RTX 4050 Optimization Tips

Batch size: Start with 16, reduce if you get CUDA out-of-memory errors
Mixed precision: Enable for faster training (amp=True)
Cache: Disable image caching to save VRAM (cache=False)

Final Thoughts

Training a YOLO model for digit detection is absolutely achievable with consumer hardware like the RTX 4050. The key is understanding that computer vision is as much about data quality as it is about model architecture.

Time investment:

Annotation: 1-2 days (depending on your coffee intake ☕)
Training: 2-4 hours
Testing and refinement: Half day

Is it worth it? Absolutely! This project taught me that modern deep learning tools have democratized computer vision. With some patience, a decent GPU, and good coffee, you can build production-ready models for real-world applications.

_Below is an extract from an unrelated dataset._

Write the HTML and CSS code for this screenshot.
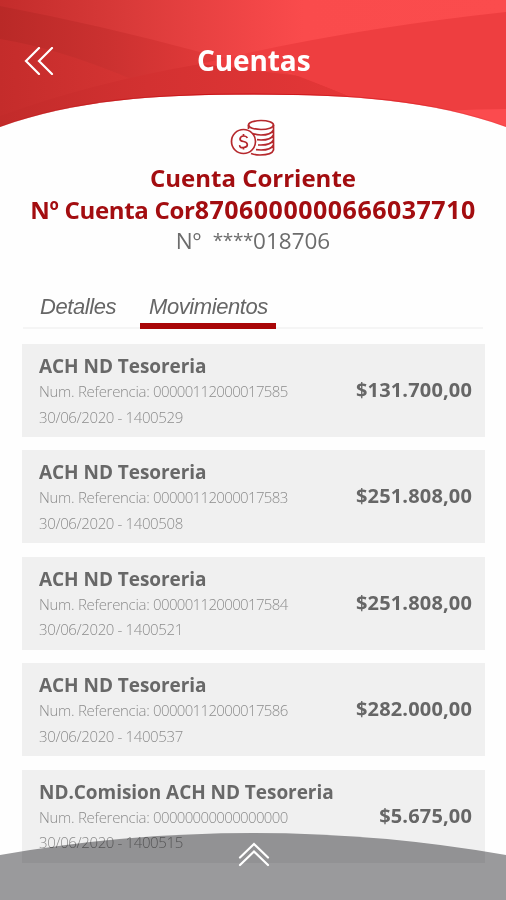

The digital meter reading model now successfully processes thousands of temperature readings, saving hours of manual data entry and reducing human error. Sometimes the best projects start with a simple colleague question: “Can we train a model for this?”

Answer: Yes, we absolutely can!

This project used YOLO11, Label Studio, and Python. Total cost: $0 (using open-source tools). Total learning: Priceless.